▶ _WHAT YOU ARE ASKED TO DO_: Take the material below and retype it in full; pictures are left out.

▶ _GIVEN INFORMATION_:
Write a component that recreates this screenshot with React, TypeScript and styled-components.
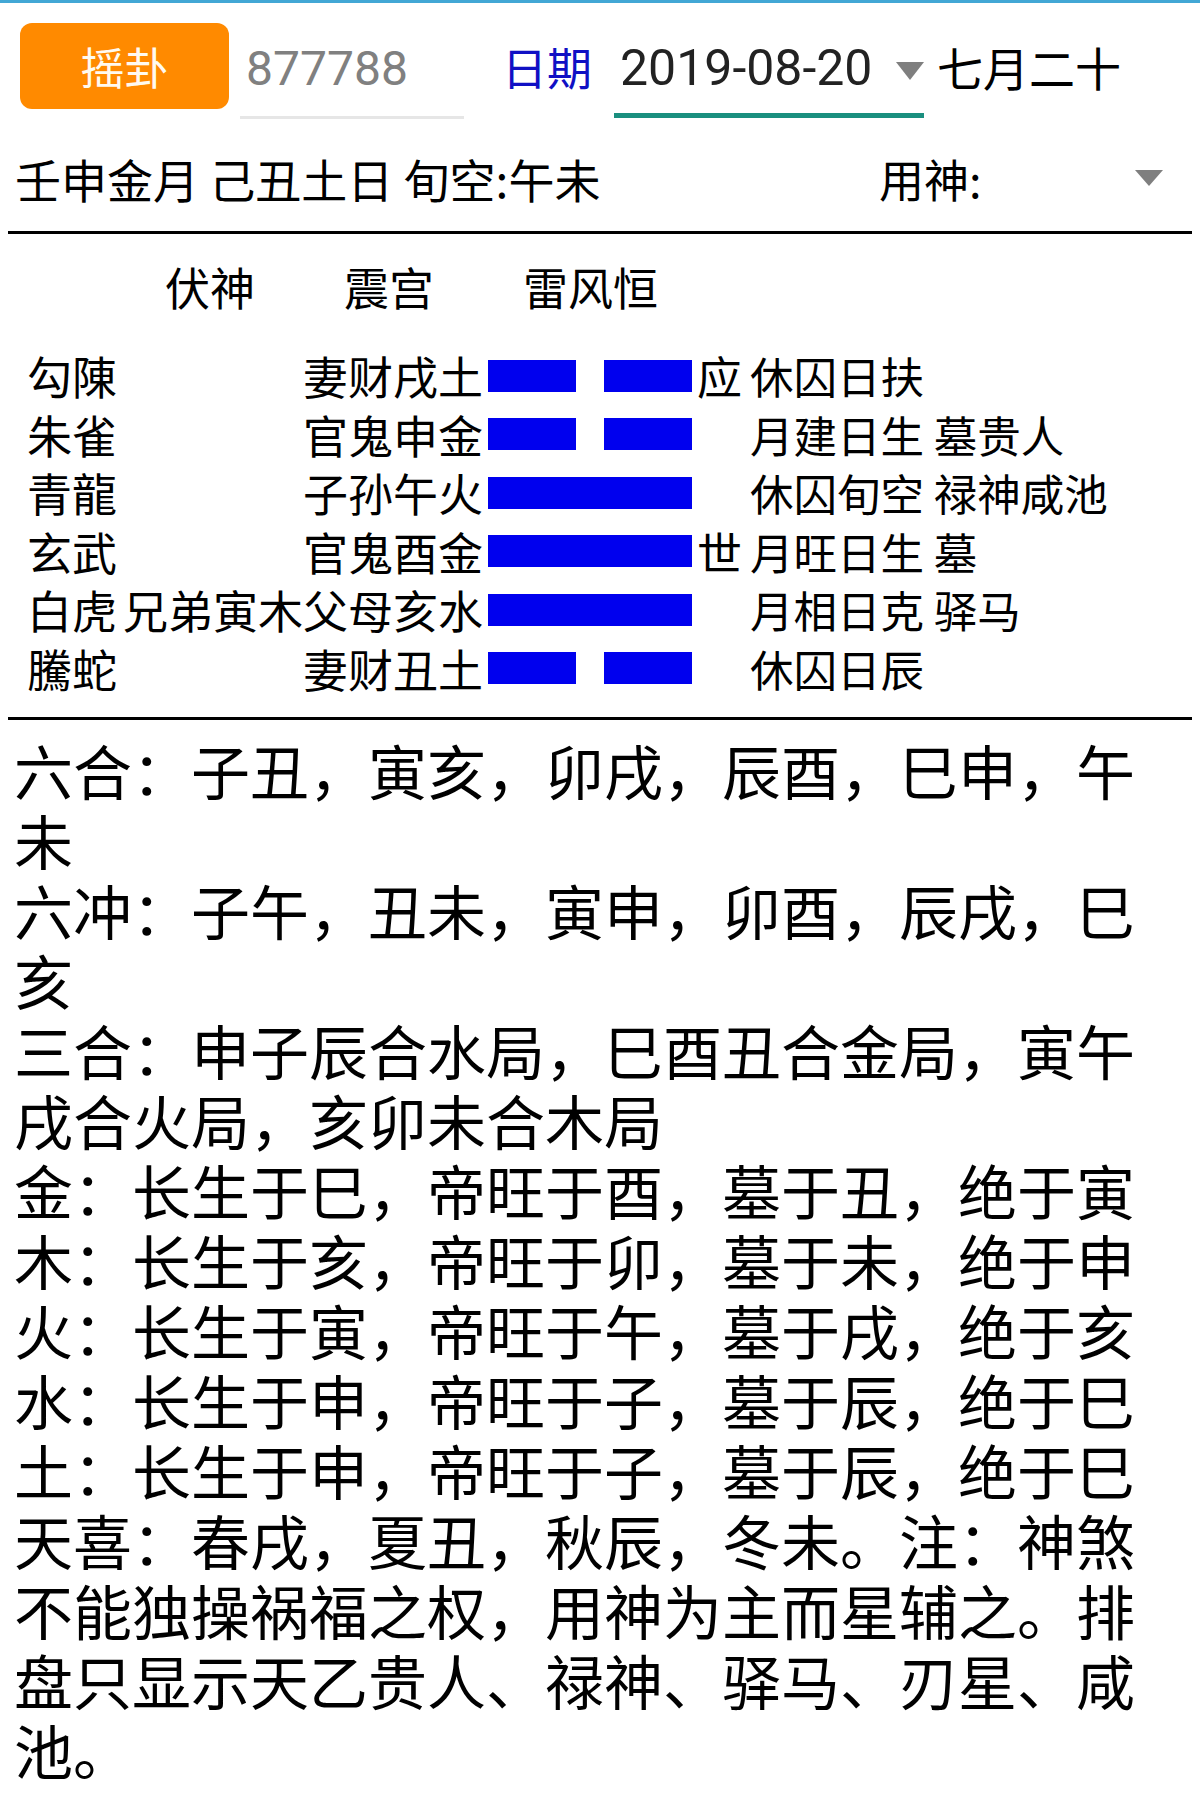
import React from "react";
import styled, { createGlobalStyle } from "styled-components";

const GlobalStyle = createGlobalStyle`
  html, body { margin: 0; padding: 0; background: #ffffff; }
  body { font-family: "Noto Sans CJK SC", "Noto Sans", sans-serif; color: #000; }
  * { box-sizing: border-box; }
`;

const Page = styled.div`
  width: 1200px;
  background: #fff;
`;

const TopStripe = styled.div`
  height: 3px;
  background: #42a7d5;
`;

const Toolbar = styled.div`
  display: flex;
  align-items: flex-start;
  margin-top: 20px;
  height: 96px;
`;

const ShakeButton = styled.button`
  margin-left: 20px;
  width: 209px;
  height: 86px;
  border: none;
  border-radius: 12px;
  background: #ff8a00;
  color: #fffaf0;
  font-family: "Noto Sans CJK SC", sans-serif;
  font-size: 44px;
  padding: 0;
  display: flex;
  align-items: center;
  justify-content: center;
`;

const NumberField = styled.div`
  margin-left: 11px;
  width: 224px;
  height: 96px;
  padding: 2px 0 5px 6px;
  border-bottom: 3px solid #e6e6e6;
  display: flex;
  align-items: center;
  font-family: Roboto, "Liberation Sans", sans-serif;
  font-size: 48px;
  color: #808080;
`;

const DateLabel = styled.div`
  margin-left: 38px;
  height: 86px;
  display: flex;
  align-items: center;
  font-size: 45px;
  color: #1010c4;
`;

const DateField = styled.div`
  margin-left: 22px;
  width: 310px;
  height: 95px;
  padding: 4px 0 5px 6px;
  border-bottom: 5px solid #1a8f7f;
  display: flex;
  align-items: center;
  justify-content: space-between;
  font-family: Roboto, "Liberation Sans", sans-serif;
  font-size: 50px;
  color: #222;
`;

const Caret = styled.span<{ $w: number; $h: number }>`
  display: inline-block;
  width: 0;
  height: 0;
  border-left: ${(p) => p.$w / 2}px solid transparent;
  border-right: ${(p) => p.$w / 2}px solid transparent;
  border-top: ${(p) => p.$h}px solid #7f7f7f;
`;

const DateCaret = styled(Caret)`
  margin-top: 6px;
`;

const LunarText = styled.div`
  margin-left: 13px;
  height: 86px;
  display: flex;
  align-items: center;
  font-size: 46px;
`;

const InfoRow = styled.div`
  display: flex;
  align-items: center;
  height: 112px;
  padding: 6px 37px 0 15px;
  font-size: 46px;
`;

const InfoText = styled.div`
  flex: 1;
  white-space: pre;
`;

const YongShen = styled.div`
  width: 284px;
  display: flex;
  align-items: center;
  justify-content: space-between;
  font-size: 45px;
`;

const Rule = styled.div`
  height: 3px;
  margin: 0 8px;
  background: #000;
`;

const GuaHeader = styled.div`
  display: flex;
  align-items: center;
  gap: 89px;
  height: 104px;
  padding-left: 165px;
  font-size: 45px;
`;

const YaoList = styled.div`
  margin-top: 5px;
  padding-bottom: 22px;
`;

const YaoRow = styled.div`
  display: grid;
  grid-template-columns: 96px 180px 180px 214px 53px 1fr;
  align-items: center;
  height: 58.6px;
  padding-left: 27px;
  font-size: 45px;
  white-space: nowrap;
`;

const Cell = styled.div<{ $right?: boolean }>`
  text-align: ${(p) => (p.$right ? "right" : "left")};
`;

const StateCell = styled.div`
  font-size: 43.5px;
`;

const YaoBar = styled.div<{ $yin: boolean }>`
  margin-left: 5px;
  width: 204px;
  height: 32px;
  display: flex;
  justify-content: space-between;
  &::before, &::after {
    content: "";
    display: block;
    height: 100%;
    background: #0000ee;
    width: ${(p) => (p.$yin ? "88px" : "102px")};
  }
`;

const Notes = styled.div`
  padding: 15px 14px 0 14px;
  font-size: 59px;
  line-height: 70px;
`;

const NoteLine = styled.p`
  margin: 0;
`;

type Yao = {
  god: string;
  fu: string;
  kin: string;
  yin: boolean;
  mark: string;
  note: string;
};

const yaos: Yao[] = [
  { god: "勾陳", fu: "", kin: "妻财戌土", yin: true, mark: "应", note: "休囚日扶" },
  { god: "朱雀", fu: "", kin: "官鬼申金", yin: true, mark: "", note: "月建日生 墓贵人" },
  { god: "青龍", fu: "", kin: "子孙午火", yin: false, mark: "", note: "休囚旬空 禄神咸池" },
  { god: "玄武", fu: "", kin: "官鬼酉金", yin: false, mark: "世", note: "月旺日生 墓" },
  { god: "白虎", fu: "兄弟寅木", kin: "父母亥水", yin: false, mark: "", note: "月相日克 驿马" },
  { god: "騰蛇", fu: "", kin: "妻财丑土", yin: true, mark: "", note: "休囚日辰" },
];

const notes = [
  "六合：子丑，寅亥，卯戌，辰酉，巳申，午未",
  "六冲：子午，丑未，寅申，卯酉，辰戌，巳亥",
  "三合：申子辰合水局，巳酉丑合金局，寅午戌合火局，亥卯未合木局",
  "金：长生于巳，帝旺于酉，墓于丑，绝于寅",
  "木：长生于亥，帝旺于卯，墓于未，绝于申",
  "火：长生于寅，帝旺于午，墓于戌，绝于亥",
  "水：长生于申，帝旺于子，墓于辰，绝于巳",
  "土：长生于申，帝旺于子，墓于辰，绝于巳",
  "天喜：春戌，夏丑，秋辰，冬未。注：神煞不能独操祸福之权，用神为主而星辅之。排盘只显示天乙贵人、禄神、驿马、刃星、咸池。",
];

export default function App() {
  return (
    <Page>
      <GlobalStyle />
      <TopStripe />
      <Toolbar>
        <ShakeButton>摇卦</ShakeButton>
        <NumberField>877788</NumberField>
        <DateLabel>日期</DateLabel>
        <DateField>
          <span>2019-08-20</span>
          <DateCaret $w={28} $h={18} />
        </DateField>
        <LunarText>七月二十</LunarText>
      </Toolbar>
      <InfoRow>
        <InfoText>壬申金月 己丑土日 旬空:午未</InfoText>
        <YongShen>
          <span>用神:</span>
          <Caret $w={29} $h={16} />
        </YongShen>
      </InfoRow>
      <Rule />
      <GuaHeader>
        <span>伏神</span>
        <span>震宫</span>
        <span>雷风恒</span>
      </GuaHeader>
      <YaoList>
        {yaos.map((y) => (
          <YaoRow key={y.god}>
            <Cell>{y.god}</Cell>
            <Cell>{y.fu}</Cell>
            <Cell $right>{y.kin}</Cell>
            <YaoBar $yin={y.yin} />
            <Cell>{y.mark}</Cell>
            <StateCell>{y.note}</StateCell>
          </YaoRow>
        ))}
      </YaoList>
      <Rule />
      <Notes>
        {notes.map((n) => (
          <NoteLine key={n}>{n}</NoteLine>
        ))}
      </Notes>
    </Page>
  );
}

▶ _FULL ANSWER_:
Write a component that recreates this screenshot with React, TypeScript and styled-components.
import React from "react";
import styled, { createGlobalStyle } from "styled-components";

const GlobalStyle = createGlobalStyle`
  html, body { margin: 0; padding: 0; background: #ffffff; }
  body { font-family: "Noto Sans CJK SC", "Noto Sans", sans-serif; color: #000; }
  * { box-sizing: border-box; }
`;

const Page = styled.div`
  width: 1200px;
  background: #fff;
`;

const TopStripe = styled.div`
  height: 3px;
  background: #42a7d5;
`;

const Toolbar = styled.div`
  display: flex;
  align-items: flex-start;
  margin-top: 20px;
  height: 96px;
`;

const ShakeButton = styled.button`
  margin-left: 20px;
  width: 209px;
  height: 86px;
  border: none;
  border-radius: 12px;
  background: #ff8a00;
  color: #fffaf0;
  font-family: "Noto Sans CJK SC", sans-serif;
  font-size: 44px;
  padding: 0;
  display: flex;
  align-items: center;
  justify-content: center;
`;

const NumberField = styled.div`
  margin-left: 11px;
  width: 224px;
  height: 96px;
  padding: 2px 0 5px 6px;
  border-bottom: 3px solid #e6e6e6;
  display: flex;
  align-items: center;
  font-family: Roboto, "Liberation Sans", sans-serif;
  font-size: 48px;
  color: #808080;
`;

const DateLabel = styled.div`
  margin-left: 38px;
  height: 86px;
  display: flex;
  align-items: center;
  font-size: 45px;
  color: #1010c4;
`;

const DateField = styled.div`
  margin-left: 22px;
  width: 310px;
  height: 95px;
  padding: 4px 0 5px 6px;
  border-bottom: 5px solid #1a8f7f;
  display: flex;
  align-items: center;
  justify-content: space-between;
  font-family: Roboto, "Liberation Sans", sans-serif;
  font-size: 50px;
  color: #222;
`;

const Caret = styled.span<{ $w: number; $h: number }>`
  display: inline-block;
  width: 0;
  height: 0;
  border-left: ${(p) => p.$w / 2}px solid transparent;
  border-right: ${(p) => p.$w / 2}px solid transparent;
  border-top: ${(p) => p.$h}px solid #7f7f7f;
`;

const DateCaret = styled(Caret)`
  margin-top: 6px;
`;

const LunarText = styled.div`
  margin-left: 13px;
  height: 86px;
  display: flex;
  align-items: center;
  font-size: 46px;
`;

const InfoRow = styled.div`
  display: flex;
  align-items: center;
  height: 112px;
  padding: 6px 37px 0 15px;
  font-size: 46px;
`;

const InfoText = styled.div`
  flex: 1;
  white-space: pre;
`;

const YongShen = styled.div`
  width: 284px;
  display: flex;
  align-items: center;
  justify-content: space-between;
  font-size: 45px;
`;

const Rule = styled.div`
  height: 3px;
  margin: 0 8px;
  background: #000;
`;

const GuaHeader = styled.div`
  display: flex;
  align-items: center;
  gap: 89px;
  height: 104px;
  padding-left: 165px;
  font-size: 45px;
`;

const YaoList = styled.div`
  margin-top: 5px;
  padding-bottom: 22px;
`;

const YaoRow = styled.div`
  display: grid;
  grid-template-columns: 96px 180px 180px 214px 53px 1fr;
  align-items: center;
  height: 58.6px;
  padding-left: 27px;
  font-size: 45px;
  white-space: nowrap;
`;

const Cell = styled.div<{ $right?: boolean }>`
  text-align: ${(p) => (p.$right ? "right" : "left")};
`;

const StateCell = styled.div`
  font-size: 43.5px;
`;

const YaoBar = styled.div<{ $yin: boolean }>`
  margin-left: 5px;
  width: 204px;
  height: 32px;
  display: flex;
  justify-content: space-between;
  &::before, &::after {
    content: "";
    display: block;
    height: 100%;
    background: #0000ee;
    width: ${(p) => (p.$yin ? "88px" : "102px")};
  }
`;

const Notes = styled.div`
  padding: 15px 14px 0 14px;
  font-size: 59px;
  line-height: 70px;
`;

const NoteLine = styled.p`
  margin: 0;
`;

type Yao = {
  god: string;
  fu: string;
  kin: string;
  yin: boolean;
  mark: string;
  note: string;
};

const yaos: Yao[] = [
  { god: "勾陳", fu: "", kin: "妻财戌土", yin: true, mark: "应", note: "休囚日扶" },
  { god: "朱雀", fu: "", kin: "官鬼申金", yin: true, mark: "", note: "月建日生 墓贵人" },
  { god: "青龍", fu: "", kin: "子孙午火", yin: false, mark: "", note: "休囚旬空 禄神咸池" },
  { god: "玄武", fu: "", kin: "官鬼酉金", yin: false, mark: "世", note: "月旺日生 墓" },
  { god: "白虎", fu: "兄弟寅木", kin: "父母亥水", yin: false, mark: "", note: "月相日克 驿马" },
  { god: "騰蛇", fu: "", kin: "妻财丑土", yin: true, mark: "", note: "休囚日辰" },
];

const notes = [
  "六合：子丑，寅亥，卯戌，辰酉，巳申，午未",
  "六冲：子午，丑未，寅申，卯酉，辰戌，巳亥",
  "三合：申子辰合水局，巳酉丑合金局，寅午戌合火局，亥卯未合木局",
  "金：长生于巳，帝旺于酉，墓于丑，绝于寅",
  "木：长生于亥，帝旺于卯，墓于未，绝于申",
  "火：长生于寅，帝旺于午，墓于戌，绝于亥",
  "水：长生于申，帝旺于子，墓于辰，绝于巳",
  "土：长生于申，帝旺于子，墓于辰，绝于巳",
  "天喜：春戌，夏丑，秋辰，冬未。注：神煞不能独操祸福之权，用神为主而星辅之。排盘只显示天乙贵人、禄神、驿马、刃星、咸池。",
];

export default function App() {
  return (
    <Page>
      <GlobalStyle />
      <TopStripe />
      <Toolbar>
        <ShakeButton>摇卦</ShakeButton>
        <NumberField>877788</NumberField>
        <DateLabel>日期</DateLabel>
        <DateField>
          <span>2019-08-20</span>
          <DateCaret $w={28} $h={18} />
        </DateField>
        <LunarText>七月二十</LunarText>
      </Toolbar>
      <InfoRow>
        <InfoText>壬申金月 己丑土日 旬空:午未</InfoText>
        <YongShen>
          <span>用神:</span>
          <Caret $w={29} $h={16} />
        </YongShen>
      </InfoRow>
      <Rule />
      <GuaHeader>
        <span>伏神</span>
        <span>震宫</span>
        <span>雷风恒</span>
      </GuaHeader>
      <YaoList>
        {yaos.map((y) => (
          <YaoRow key={y.god}>
            <Cell>{y.god}</Cell>
            <Cell>{y.fu}</Cell>
            <Cell $right>{y.kin}</Cell>
            <YaoBar $yin={y.yin} />
            <Cell>{y.mark}</Cell>
            <StateCell>{y.note}</StateCell>
          </YaoRow>
        ))}
      </YaoList>
      <Rule />
      <Notes>
        {notes.map((n) => (
          <NoteLine key={n}>{n}</NoteLine>
        ))}
      </Notes>
    </Page>
  );
}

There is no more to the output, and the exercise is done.